須田亜香里 模倣より個性 探求、努力続け“握手会の女王”

 SKE48・須田亜香里(30)の旅立ちの時が迫ってきた。5日にはグループ30枚目にして、須田が参加するラストシングル「絶対インスピレーション」が発売される。既に地元の愛知・日本ガイシホールで卒業コンサートを終え、卒業は11月1日。今作でグループでの選抜回数が歴代最多の27回目となった“握手会の女王”が、“究極”の握手完成への試行錯誤や、残される後輩への思いなどを明かした。

  ◇  ◇

 須田にとってのラストシングルは、メモリアルな一枚となった。SKEでの選抜回数は27回となり、歴代単独1位に。「年齢も30歳で30枚目」と、まずは語呂がいいことに破顔。続けて記録に言及し、「スペシャルな数字。たくさん選抜として歌えたんだなという、うれしいシングルですね」と喜んだ。

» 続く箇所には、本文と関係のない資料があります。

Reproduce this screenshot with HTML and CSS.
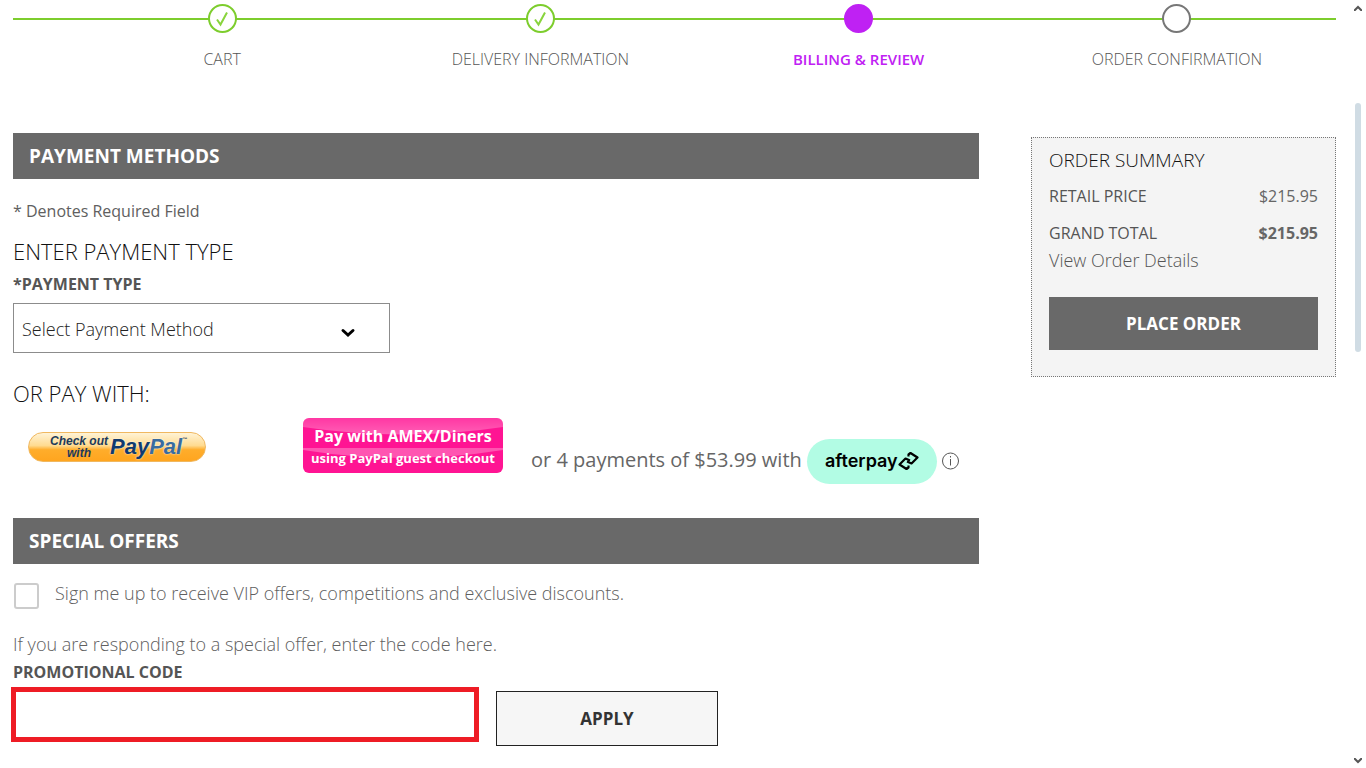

 13年のアイドル生活。じわじわと人気を獲得していった。「手が届きそうなアイドルというところが、私の魅力だったと思う」。その“届きそうな”を体現した一つが握手だった。ついた異名は“握手会の女王”。「全然、普通だぞと。私だけがすごいわけじゃないのに」と当時は困惑したという須田。認められた“握手”は試行錯誤の末に生まれた。

 当初は相手が痛がらないように優しく握っていたが、「握る力が弱いけど、やる気ないよね」と想定外の指摘をされた。「よかれと思っても、こういうことを言われるんだ」。探求心に火がつき、他のメンバーの握手会リポートを読み込むと、松井玲奈(31)の欄に目が留まった。

 「力を入れて握ると書いてあって。人気の人がそうなら、強く握っていたらいいんだ」。力加減の方向性が定まると、今度は自宅で母親を相手に「痛くないホールド感」を探した。左利きという特性を生かし、相手の右手を右手で握るのではなく左手で挟み、さらに右手を添えるという独特の型が完成した。

 「人気がある先輩は自分と何が違うんだろう。何を頑張っているんだろう」と先輩を観察し、劇場公演、握手会、ブログ、SNSの“4本柱”を懸命に取り組んできた。ファンの特徴などを記した有名な“須田ノート”は、今では15冊に。その前は「うれしすぎちゃって」と届いたファンレター全てをかばんに入れて持ち歩いていた。“ファン第一”を愚直に貫いてきた。

 握手ができないコロナ禍。「握手がない私って何者なんだろう。会いたいと思わないだろうなと思っていた」。だが、アクリル板を設置してのトーク会には、いつものファンが詰めかけてくれた。触れられなくても変わらなかった絆。「私と会えることに価値を持ってくれてた。人として向き合ってくれてたんだなと気付けて救われました」。これまでの自分が正しかったことを再認識できた。

 全て自分で考え、結論を出し、実行に移してきた。卒業コンサートを終え、11月1日の卒業まで1カ月弱。グループ最年長にグループの未来を問うと、しばし考え込み言葉を紡いだ。

 「先輩のようになれないとか、過去のSKEを追い求めすぎたり、超えられないと思っちゃったりするメンバーがいないようなグループになればいいな。現役でいてくれている人が全て。胸を張ってSKEを守ってほしい。らしさは後からついてくるものだから」

 センターを務めたのは、加入から11年後の「ソーユートコあるよね?」の1曲のみ。決して最前線で引っ張ってきたわけではないが、磨き上げた“オリジナリティー”で不動の人気を築き上げてきた。模倣より個性を-。言葉に力が宿った。

 ラストシングルには、自身の卒業曲「私の歩き方」も含まれる。「もらえる道のりを歩んできたんだな」としみじみと話し、「ここ数年、等身大の自分と向き合うことを大切にしてきた。それがいい形で届けばいいな」と思いをはせた。旅立ちまであとわずか。表情は、どこまでも晴れやかだった。

 ◆須田亜香里(すだ・あかり)1991年10月31日生まれ、愛知県出身。2009年11月の「SKE48第3期生オーディション」に合格。現在はチームEのリーダーを務める。選抜総選挙の最高位は18年の2位。握手会での神対応が話題で「握手会の女王」とも呼ばれている。愛称は“あかりん”。血液型A。11月1日に卒業し、同月上旬には約3年ぶりの握手会を開催。